There I was told of the escopetero leader, perhaps Arnaldo Ochoa. The escopetero’s men ran away on threats from our column. However, the escopetero leader refused to run: he preferring execution to loss of dignity, and thus was 'pardoned' by Castro.

Castro thought this was amusing. I thought the whole thing sadistic. Now I know that Castro needed the escopeteros as pickets, scouts, and simple to hold ground, but he was far too proud, or even too selfish of glory, to recognize to others the escopeteros’ essential worth.

Suddenly officers came running; now the big wigs needed us. Orders were shouted.

I found myself playing bait, my horned rimmed glasses and my beard made me seem important, standing as ordered, by Comandante Mora or was it Capitan Puerta, exposed to fire in an old brick archway. Above my head and at my side was protecting brickwork, but the front was completely open. I was a perfect target. The others of Rebel Column One spread out running into the field, diving among the eight of more foot high stalks, frantically pushing aside the cutting, rustling, leaves of cane. They sought an American, a “sniper” we presumed.

Being bait was scary, and the minutes stretched out slowly. Soon the sniper was caught. The sniper came out accompanied by a moving cloud of shorter, hairy rebels. One rebel held the captured telescope sighted rifle. The others surrounded, the sniper, who kept protesting that he had come to fight for Castro.

That day, perhaps because I spoke English, my orders were to go to the house where the manager and his family lived and make sure that nobody looked out of the windows.

We were on the second floor. At a table spread with white linen tablecloth and elaborate formal dining gear, the manager’s family gathered. Among them was a young pretty woman jet-black hair speaking Spanish with a peninsular accent. The longer side of the rectangular table faced the double window.

The window had light colored short curtains, an unusual touch in Cuba, and these were closed. Behind the drawn curtains, the manager’s family and I shared an excellent meal. Or so the meal seemed, for I always hungry then, was not a good judge of such.

All I knew was my continued hunger that gnawed at my stomach most of those days was banished. If memories do not deceive me, somehow through the curtains thin beams of intense tropical light lit the cut glass of cruets and carved water jugs, reflecting moving flickers onto our faces and on the sets of knives and forks set carefully at the edges of each place setting.

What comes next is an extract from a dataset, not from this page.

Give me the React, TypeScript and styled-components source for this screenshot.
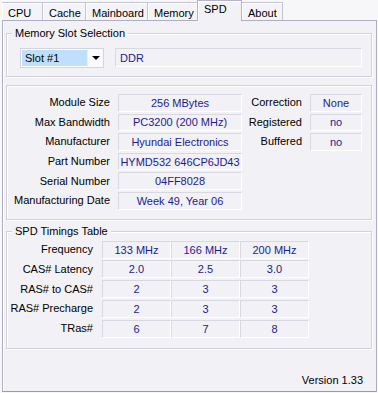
import { Fragment } from 'react'
import styled, { createGlobalStyle } from 'styled-components'

const GlobalStyle = createGlobalStyle`
  html, body {
    margin: 0;
    padding: 0;
    background: #f7f7fa;
  }
`

const PANEL_BG = '#f1f1f6'
const VALUE_COLOR = '#1c1c8e'

const Root = styled.div`
  width: 378px;
  height: 393px;
  display: flex;
  flex-direction: column;
  background: #f7f7fa;
  font-family: 'Liberation Sans', Arial, sans-serif;
  font-size: 11px;
  color: #000;
  overflow: hidden;
`

const TabBar = styled.div`
  display: flex;
  align-items: flex-end;
  height: 20px;
  padding-left: 2px;
  position: relative;
  z-index: 1;
`

const Tab = styled.div<{ width: number; selected?: boolean }>`
  box-sizing: border-box;
  width: ${({ width }) => width}px;
  height: 18px;
  padding: 4px 0 0 6px;
  line-height: 13px;
  background: #f4f4f8;
  border-top: 1px solid #c4c4d0;
  border-right: 1px solid #c4c4d0;
  box-shadow: inset 1px 1px 0 #fff;
  white-space: nowrap;

  ${({ selected }) =>
    selected &&
    `
    height: 21px;
    margin-bottom: -1px;
    padding-top: 2px;
    padding-left: 6px;
    background: ${PANEL_BG};
    border-left: 1px solid #b4b4c4;
    border-right: 1px solid #b4b4c4;
    border-top: 1px solid #b4b4c4;
    margin-left: -1px;
  `}
`

const Panel = styled.div`
  box-sizing: border-box;
  width: 375px;
  height: 372px;
  margin-left: 2px;
  background: ${PANEL_BG};
  border: 1px solid #aeaec2;
  border-bottom-color: #9a9ab2;
  box-shadow: inset 1px 0 0 #fff;
  display: flex;
  flex-direction: column;
  padding: 12px 4px 0 3px;
`

const Group = styled.div<{ gap: number }>`
  position: relative;
  margin-top: ${({ gap }) => gap}px;
  border: 1px solid #d2d2dc;
  box-shadow: inset 1px 1px 0 #fff, 1px 1px 0 #fff;
`

const GroupTitle = styled.span`
  position: absolute;
  top: -7px;
  left: 5px;
  padding: 0 3px;
  line-height: 13px;
  background: ${PANEL_BG};
`

const SlotRow = styled.div`
  display: flex;
  gap: 11px;
  padding: 14px 9px 8px 13px;
`

const Select = styled.div`
  box-sizing: border-box;
  width: 84px;
  height: 20px;
  display: flex;
  border: 1px solid #d4d4de;
  background: #fff;
`

const SelectValue = styled.div`
  flex: 1;
  margin: 1px 0 1px 1px;
  padding-left: 3px;
  line-height: 16px;
  background: #bfe0fb;
`

const SelectButton = styled.div`
  width: 15px;
  display: flex;
  align-items: center;
  justify-content: center;
  background: #fbfbfd;
  border-left: 1px solid #ececf2;
`

const Arrow = styled.span`
  width: 0;
  height: 0;
  border-left: 4px solid transparent;
  border-right: 4px solid transparent;
  border-top: 4px solid #000;
`

const Field = styled.div<{ align?: 'left' | 'center' }>`
  box-sizing: border-box;
  height: 100%;
  display: flex;
  align-items: center;
  justify-content: ${({ align }) => (align === 'left' ? 'flex-start' : 'center')};
  border: 1px solid;
  border-color: #d8d8e2 #fff #fff #d8d8e2;
  color: ${VALUE_COLOR};
  padding-left: ${({ align }) => (align === 'left' ? '4px' : '0')};
  white-space: nowrap;
  overflow: hidden;
`

const WideField = styled(Field)`
  flex: 1;
  height: 19px;
`

const InfoGrid = styled.div`
  display: grid;
  grid-template-columns: 103px 124px 52px 52px;
  grid-auto-rows: 17.6px;
  column-gap: 8px;
  row-gap: 2px;
  padding: 8px 0 9px 0;
`

const Label = styled.div`
  display: flex;
  align-items: center;
  justify-content: flex-end;
  white-space: nowrap;
  padding-bottom: 1px;
`

const TimingGrid = styled.div`
  display: grid;
  grid-template-columns: 95px 69px 69px 69px;
  grid-auto-rows: 18px;
  row-gap: 1.75px;
  padding: 9px 0 10px 0;
`

const TimingLabel = styled(Label)`
  padding-right: 9px;
`

const Footer = styled.div`
  flex: 1;
  display: flex;
  align-items: flex-end;
  justify-content: flex-end;
  padding: 0 9px 5px 0;
`

const TABS = [
  { name: 'CPU', width: 41 },
  { name: 'Cache', width: 43 },
  { name: 'Mainboard', width: 62 },
  { name: 'Memory', width: 50 },
  { name: 'SPD', width: 45, selected: true },
  { name: 'About', width: 41 },
]

type InfoRow = { label: string; value: string; sideLabel?: string; sideValue?: string }

const INFO: InfoRow[] = [
  { label: 'Module Size', value: '256 MBytes', sideLabel: 'Correction', sideValue: 'None' },
  { label: 'Max Bandwidth', value: 'PC3200 (200 MHz)', sideLabel: 'Registered', sideValue: 'no' },
  { label: 'Manufacturer', value: 'Hyundai Electronics', sideLabel: 'Buffered', sideValue: 'no' },
  { label: 'Part Number', value: 'HYMD532 646CP6JD43' },
  { label: 'Serial Number', value: '04FF8028' },
  { label: 'Manufacturing Date', value: 'Week 49, Year 06' },
]

const TIMINGS: { label: string; values: string[] }[] = [
  { label: 'Frequency', values: ['133 MHz', '166 MHz', '200 MHz'] },
  { label: 'CAS# Latency', values: ['2.0', '2.5', '3.0'] },
  { label: 'RAS# to CAS#', values: ['2', '3', '3'] },
  { label: 'RAS# Precharge', values: ['2', '3', '3'] },
  { label: 'TRas#', values: ['6', '7', '8'] },
]

export default function App() {
  return (
    <Root>
      <GlobalStyle />
      <TabBar>
        {TABS.map((tab) => (
          <Tab key={tab.name} width={tab.width} selected={tab.selected}>
            {tab.name}
          </Tab>
        ))}
      </TabBar>
      <Panel>
        <Group gap={0}>
          <GroupTitle>Memory Slot Selection</GroupTitle>
          <SlotRow>
            <Select>
              <SelectValue>Slot #1</SelectValue>
              <SelectButton>
                <Arrow />
              </SelectButton>
            </Select>
            <WideField align="left">DDR</WideField>
          </SlotRow>
        </Group>

        <Group gap={8}>
          <InfoGrid>
            {INFO.map((row) => (
              <Fragment key={row.label}>
                <Label>{row.label}</Label>
                <Field>{row.value}</Field>
                {row.sideLabel ? <Label>{row.sideLabel}</Label> : <span />}
                {row.sideValue ? <Field>{row.sideValue}</Field> : <span />}
              </Fragment>
            ))}
          </InfoGrid>
        </Group>

        <Group gap={11}>
          <GroupTitle>SPD Timings Table</GroupTitle>
          <TimingGrid>
            {TIMINGS.map((row) => (
              <Fragment key={row.label}>
                <TimingLabel>{row.label}</TimingLabel>
                {row.values.map((v, i) => (
                  <Field key={i}>{v}</Field>
                ))}
              </Fragment>
            ))}
          </TimingGrid>
        </Group>

        <Footer>Version 1.33</Footer>
      </Panel>
    </Root>
  )
}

The meal included canned escargot. This is the first and only time that I ever ate snails. The snails tasted good; the company was pleasant, although I think they were terrified of me.

There was a noise the slow chop, chop, chop of a helicopter coming, so I rose pushed the curtains back a little and looked out of the windows. A large helicopter, with what must have been Cuban Airforce markings, was descending, its large rotors spinning, and then the machine sank behind a gray, two storied, building.

The father of the family tried to look. I let him. For there seemed no point, for the sound of the helicopter told all, to stop him. We knew that something big was happening, but we did not know what. We finished our meal.

On one of those days in Central Oriente sugarmill, I met the reporter Dickie Chapelle. She is supposed to be short and older. I did not notice either.

I followed her around like a puppy as she went from place to place in the camp, translating on request. Between stops, she kept questioning me about communists, repeating her questions to me again and again as if I was stupid. Maybe she had something there.

However, I could not give Dickie Chapelle good answers since I was not sure, nor did I trust her loyalies. Besides I found it strange that she was reporting for the Reader’s Digest and there was something about her that seemed amiss.

However, I did find her attractive, and brave. I did not find her ten or more years older or nor did I find her particularly short as she in reality was. Having always liked brave women, I propositioned her very clumsily. She did not know that was the first time I had ever dared try a thing like that. She ignored my advances, and went off to seek bigger fish to fry. To this day, because of nothing that I was conscious of, but everything my gut told me, I believe she was working for The Company.

Later I would learn that the helicopter was bringing Batista General Eulogio Cantillo trying to make a desperate and separate peace. The Sniper was Allan Robert Nye, from Chicago, who then was about 30.

The day he was caught was December 26, 1958, then as I saw he was carrying a rifle, supposedly a Remington 30.06. Allan Nye was held for quite some time, even after the Revolution was won, and eventually released.

Castro counts this as one of the hundreds of attempts on his life. Today I wish he had been less lucky. Dickey Chapelle, brave than brave, died in a land mine explosion in Vietnam.

Hugh Thomas on page 240 of The Cuban Revolution says:

"In Oriente the next day (Christmas Eve), Cantillo (having given $10,000 each to Colonels Ugalde Carrillo and Jesús (should be José RS) Maria Salas Cañizares, and $15,000 to Colonel Pérez Coujil, succesfully arranged through Father Guzmán, a priest of Santiago, a meeting with Castro at the Oriente sugar mill (which had once belonged to the Chibás family)..

A friend (RS) clarifies “The money mentioned --by words-- were bribes for them to leave the country.”